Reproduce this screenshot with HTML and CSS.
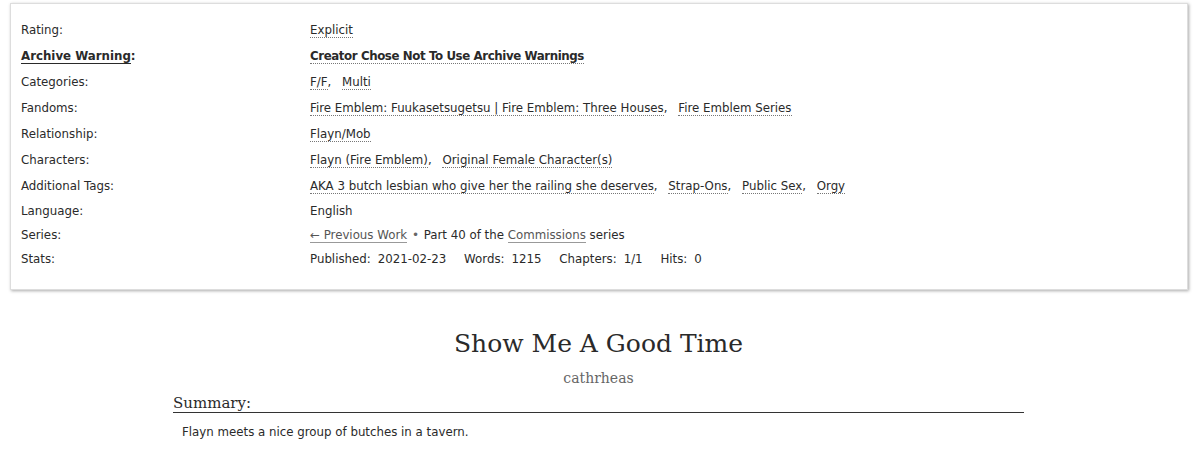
FILE: index.html
```html
<!DOCTYPE html>
<html lang="en">
  <head>
    <meta charset="UTF-8" />
    <title>Show Me A Good Time</title>
    <link rel="stylesheet" href="styles.css">
  </head>
  <body>
    <div class="wrapper">
      <dl class="work meta">
        <dt>Rating:</dt>
        <dd class="tags"><a class="tag" href="#">Explicit</a></dd>

        <dt class="warning"><span class="underline">Archive Warning</span>:</dt>
        <dd class="tags bold"><a class="tag" href="#">Creator Chose Not To Use Archive Warnings</a></dd>

        <dt>Categories:</dt>
        <dd class="tags"><a class="tag" href="#">F/F</a>, <a class="tag" href="#">Multi</a></dd>

        <dt>Fandoms:</dt>
        <dd class="tags"><a class="tag" href="#">Fire Emblem: Fuukasetsugetsu | Fire Emblem: Three Houses</a>, <a class="tag" href="#">Fire Emblem Series</a></dd>

        <dt>Relationship:</dt>
        <dd class="tags"><a class="tag" href="#">Flayn/Mob</a></dd>

        <dt>Characters:</dt>
        <dd class="tags"><a class="tag" href="#">Flayn (Fire Emblem)</a>, <a class="tag" href="#">Original Female Character(s)</a></dd>

        <dt>Additional Tags:</dt>
        <dd class="tags"><a class="tag" href="#">AKA 3 butch lesbian who give her the railing she deserves</a>, <a class="tag" href="#">Strap-Ons</a>, <a class="tag" href="#">Public Sex</a>, <a class="tag" href="#">Orgy</a></dd>

        <dt class="short">Language:</dt>
        <dd class="short">English</dd>

        <dt class="short">Series:</dt>
        <dd class="short series">
          <a class="previous" href="#">&larr; Previous Work</a>
          <span class="divider">&bull;</span>
          Part 40 of the <a href="#">Commissions</a> series
        </dd>

        <dt class="short">Stats:</dt>
        <dd class="short stats">
          <span class="label">Published:</span><span class="value">2021-02-23</span>
          <span class="label">Words:</span><span class="value">1215</span>
          <span class="label">Chapters:</span><span class="value">1/1</span>
          <span class="label">Hits:</span><span class="value">0</span>
        </dd>
      </dl>

      <div class="preface">
        <h2 class="title">Show Me A Good Time</h2>
        <h3 class="byline"><a href="#">cathrheas</a></h3>

        <div class="summary">
          <h3 class="heading">Summary:</h3>
          <p>Flayn meets a nice group of butches in a tavern.</p>
        </div>
      </div>
    </div>
  </body>
</html>
```

FILE: styles.css
```css
* {
  margin: 0;
  padding: 0;
  box-sizing: border-box;
}

body {
  background: #fff;
  color: #2a2a2a;
  font-family: "DejaVu Sans", Verdana, sans-serif;
  font-size: 11.8px;
}

.wrapper {
  padding: 3px 12px 0 10px;
}

a {
  color: #2a2a2a;
  text-decoration: none;
}

/* the meta box */
.work.meta {
  display: grid;
  grid-template-columns: 289px 1fr;
  padding: 13px 10px 18px;
  border: 1px solid #ddd;
  box-shadow: 1px 1px 3px #aaa;
}

.meta dt,
.meta dd {
  line-height: 18px;
  padding: 4px 0;
}

.meta dt.short,
.meta dd.short {
  padding: 3px 0;
}

.meta dt.warning {
  font-weight: bold;
}

.underline {
  border-bottom: 1px solid #2a2a2a;
}

.meta dd.bold {
  font-weight: bold;
  letter-spacing: -0.4px;
}

.tags a.tag {
  border-bottom: 1px dotted #777;
}

.tags a.tag + a.tag {
  margin-left: 7px;
}

.series a {
  color: #555;
  border-bottom: 1px solid #999;
}

.series .divider {
  color: #666;
  font-size: 12px;
  margin: 0 1px;
}

.stats .label {
  margin-right: 7px;
}

.stats .value {
  margin-right: 14px;
}

/* title block */
.preface {
  margin: 0 164px 0 163px;
}

.title {
  font-family: Georgia, "DejaVu Serif", serif;
  font-weight: normal;
  font-size: 25px;
  text-align: center;
  margin-top: 39px;
  line-height: 30px;
}

.byline {
  font-family: Georgia, "DejaVu Serif", serif;
  font-weight: normal;
  font-size: 14px;
  text-align: center;
  margin-top: 11px;
}

.byline a {
  color: #666;
}

.summary .heading {
  font-family: Georgia, "DejaVu Serif", serif;
  font-weight: normal;
  font-size: 15px;
  line-height: 18px;
  border-bottom: 1px solid #333;
  margin-top: 8px;
}

.summary p {
  padding: 10px 9px 7px;
  line-height: 18px;
}
```
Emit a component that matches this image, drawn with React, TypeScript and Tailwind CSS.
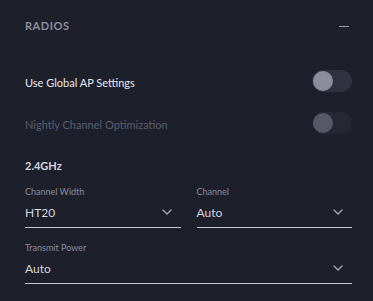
import React from 'react';

function Toggle({ disabled = false }: { disabled?: boolean }) {
  return (
    <div
      className={`flex h-[22px] w-10 items-center rounded-full px-px ${
        disabled ? 'bg-[#252733]' : 'bg-[#30323f]'
      }`}
    >
      <div
        className={`h-5 w-5 rounded-full ${disabled ? 'bg-[#565867]' : 'bg-[#8b8d9d]'}`}
      />
    </div>
  );
}

function Chevron() {
  return (
    <svg width="10" height="6" viewBox="0 0 10 6" fill="none" className="mb-[3px]">
      <path d="M1 1l4 4 4-4" stroke="#a3a5b3" strokeWidth="1.4" strokeLinecap="round" strokeLinejoin="round" />
    </svg>
  );
}

function SelectField({ label, value }: { label: string; value: string }) {
  return (
    <div className="flex flex-col">
      <div className="h-3 text-[9px] leading-3 text-[#8b8d9b]">{label}</div>
      <div className="flex items-center justify-between border-b border-[#c5c7d0] pt-[7px] pb-[6px] pr-[9px]">
        <span className="text-[12px] leading-4 text-[#d3d5de]">{value}</span>
        <Chevron />
      </div>
    </div>
  );
}

export default function App() {
  return (
    <div
      className="h-[301px] w-[373px] bg-[#1d1f2b] pl-[25px] pr-[21px]"
      style={{ fontFamily: 'Lato, "Open Sans", sans-serif' }}
    >
      {/* Section header */}
      <div className="flex items-center justify-between pt-[18px]">
        <span className="text-[11px] font-bold leading-4 tracking-[0.05em] text-[#8e90a0]">RADIOS</span>
        <span className="mr-[3px] h-px w-[10px] bg-[#9b9dab]" />
      </div>

      <div className="mt-[36px] flex items-center justify-between">
        <span className="mt-1 text-[11px] leading-4 text-[#e8e9ee]">Use Global AP Settings</span>
        <Toggle />
      </div>

      <div className="mt-[20px] flex items-center justify-between">
        <span className="mt-1 text-[11px] leading-4 text-[#5b5d6c]">Nightly Channel Optimization</span>
        <Toggle disabled />
      </div>

      <div className="mt-[24px] text-[11px] font-bold leading-4 text-[#d4d6df]">2.4GHz</div>

      <div className="mt-[12px] grid grid-cols-2 gap-x-4">
        <SelectField label="Channel Width" value="HT20" />
        <SelectField label="Channel" value="Auto" />
      </div>

      <div className="mt-[14px]">
        <SelectField label="Transmit Power" value="Auto" />
      </div>
    </div>
  );
}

^^^^

◆ **What is required**:
Quote every record above exactly, omitting any pictures they contain.

◆ **Task response**:
Reproduce this screenshot with HTML and CSS.
FILE: index.html
```html
<!DOCTYPE html>
<html lang="en">
  <head>
    <meta charset="UTF-8" />
    <title>Show Me A Good Time</title>
    <link rel="stylesheet" href="styles.css">
  </head>
  <body>
    <div class="wrapper">
      <dl class="work meta">
        <dt>Rating:</dt>
        <dd class="tags"><a class="tag" href="#">Explicit</a></dd>

        <dt class="warning"><span class="underline">Archive Warning</span>:</dt>
        <dd class="tags bold"><a class="tag" href="#">Creator Chose Not To Use Archive Warnings</a></dd>

        <dt>Categories:</dt>
        <dd class="tags"><a class="tag" href="#">F/F</a>, <a class="tag" href="#">Multi</a></dd>

        <dt>Fandoms:</dt>
        <dd class="tags"><a class="tag" href="#">Fire Emblem: Fuukasetsugetsu | Fire Emblem: Three Houses</a>, <a class="tag" href="#">Fire Emblem Series</a></dd>

        <dt>Relationship:</dt>
        <dd class="tags"><a class="tag" href="#">Flayn/Mob</a></dd>

        <dt>Characters:</dt>
        <dd class="tags"><a class="tag" href="#">Flayn (Fire Emblem)</a>, <a class="tag" href="#">Original Female Character(s)</a></dd>

        <dt>Additional Tags:</dt>
        <dd class="tags"><a class="tag" href="#">AKA 3 butch lesbian who give her the railing she deserves</a>, <a class="tag" href="#">Strap-Ons</a>, <a class="tag" href="#">Public Sex</a>, <a class="tag" href="#">Orgy</a></dd>

        <dt class="short">Language:</dt>
        <dd class="short">English</dd>

        <dt class="short">Series:</dt>
        <dd class="short series">
          <a class="previous" href="#">&larr; Previous Work</a>
          <span class="divider">&bull;</span>
          Part 40 of the <a href="#">Commissions</a> series
        </dd>

        <dt class="short">Stats:</dt>
        <dd class="short stats">
          <span class="label">Published:</span><span class="value">2021-02-23</span>
          <span class="label">Words:</span><span class="value">1215</span>
          <span class="label">Chapters:</span><span class="value">1/1</span>
          <span class="label">Hits:</span><span class="value">0</span>
        </dd>
      </dl>

      <div class="preface">
        <h2 class="title">Show Me A Good Time</h2>
        <h3 class="byline"><a href="#">cathrheas</a></h3>

        <div class="summary">
          <h3 class="heading">Summary:</h3>
          <p>Flayn meets a nice group of butches in a tavern.</p>
        </div>
      </div>
    </div>
  </body>
</html>
```

FILE: styles.css
```css
* {
  margin: 0;
  padding: 0;
  box-sizing: border-box;
}

body {
  background: #fff;
  color: #2a2a2a;
  font-family: "DejaVu Sans", Verdana, sans-serif;
  font-size: 11.8px;
}

.wrapper {
  padding: 3px 12px 0 10px;
}

a {
  color: #2a2a2a;
  text-decoration: none;
}

/* the meta box */
.work.meta {
  display: grid;
  grid-template-columns: 289px 1fr;
  padding: 13px 10px 18px;
  border: 1px solid #ddd;
  box-shadow: 1px 1px 3px #aaa;
}

.meta dt,
.meta dd {
  line-height: 18px;
  padding: 4px 0;
}

.meta dt.short,
.meta dd.short {
  padding: 3px 0;
}

.meta dt.warning {
  font-weight: bold;
}

.underline {
  border-bottom: 1px solid #2a2a2a;
}

.meta dd.bold {
  font-weight: bold;
  letter-spacing: -0.4px;
}

.tags a.tag {
  border-bottom: 1px dotted #777;
}

.tags a.tag + a.tag {
  margin-left: 7px;
}

.series a {
  color: #555;
  border-bottom: 1px solid #999;
}

.series .divider {
  color: #666;
  font-size: 12px;
  margin: 0 1px;
}

.stats .label {
  margin-right: 7px;
}

.stats .value {
  margin-right: 14px;
}

/* title block */
.preface {
  margin: 0 164px 0 163px;
}

.title {
  font-family: Georgia, "DejaVu Serif", serif;
  font-weight: normal;
  font-size: 25px;
  text-align: center;
  margin-top: 39px;
  line-height: 30px;
}

.byline {
  font-family: Georgia, "DejaVu Serif", serif;
  font-weight: normal;
  font-size: 14px;
  text-align: center;
  margin-top: 11px;
}

.byline a {
  color: #666;
}

.summary .heading {
  font-family: Georgia, "DejaVu Serif", serif;
  font-weight: normal;
  font-size: 15px;
  line-height: 18px;
  border-bottom: 1px solid #333;
  margin-top: 8px;
}

.summary p {
  padding: 10px 9px 7px;
  line-height: 18px;
}
```
Emit a component that matches this image, drawn with React, TypeScript and Tailwind CSS.
import React from 'react';

function Toggle({ disabled = false }: { disabled?: boolean }) {
  return (
    <div
      className={`flex h-[22px] w-10 items-center rounded-full px-px ${
        disabled ? 'bg-[#252733]' : 'bg-[#30323f]'
      }`}
    >
      <div
        className={`h-5 w-5 rounded-full ${disabled ? 'bg-[#565867]' : 'bg-[#8b8d9d]'}`}
      />
    </div>
  );
}

function Chevron() {
  return (
    <svg width="10" height="6" viewBox="0 0 10 6" fill="none" className="mb-[3px]">
      <path d="M1 1l4 4 4-4" stroke="#a3a5b3" strokeWidth="1.4" strokeLinecap="round" strokeLinejoin="round" />
    </svg>
  );
}

function SelectField({ label, value }: { label: string; value: string }) {
  return (
    <div className="flex flex-col">
      <div className="h-3 text-[9px] leading-3 text-[#8b8d9b]">{label}</div>
      <div className="flex items-center justify-between border-b border-[#c5c7d0] pt-[7px] pb-[6px] pr-[9px]">
        <span className="text-[12px] leading-4 text-[#d3d5de]">{value}</span>
        <Chevron />
      </div>
    </div>
  );
}

export default function App() {
  return (
    <div
      className="h-[301px] w-[373px] bg-[#1d1f2b] pl-[25px] pr-[21px]"
      style={{ fontFamily: 'Lato, "Open Sans", sans-serif' }}
    >
      {/* Section header */}
      <div className="flex items-center justify-between pt-[18px]">
        <span className="text-[11px] font-bold leading-4 tracking-[0.05em] text-[#8e90a0]">RADIOS</span>
        <span className="mr-[3px] h-px w-[10px] bg-[#9b9dab]" />
      </div>

      <div className="mt-[36px] flex items-center justify-between">
        <span className="mt-1 text-[11px] leading-4 text-[#e8e9ee]">Use Global AP Settings</span>
        <Toggle />
      </div>

      <div className="mt-[20px] flex items-center justify-between">
        <span className="mt-1 text-[11px] leading-4 text-[#5b5d6c]">Nightly Channel Optimization</span>
        <Toggle disabled />
      </div>

      <div className="mt-[24px] text-[11px] font-bold leading-4 text-[#d4d6df]">2.4GHz</div>

      <div className="mt-[12px] grid grid-cols-2 gap-x-4">
        <SelectField label="Channel Width" value="HT20" />
        <SelectField label="Channel" value="Auto" />
      </div>

      <div className="mt-[14px]">
        <SelectField label="Transmit Power" value="Auto" />
      </div>
    </div>
  );
}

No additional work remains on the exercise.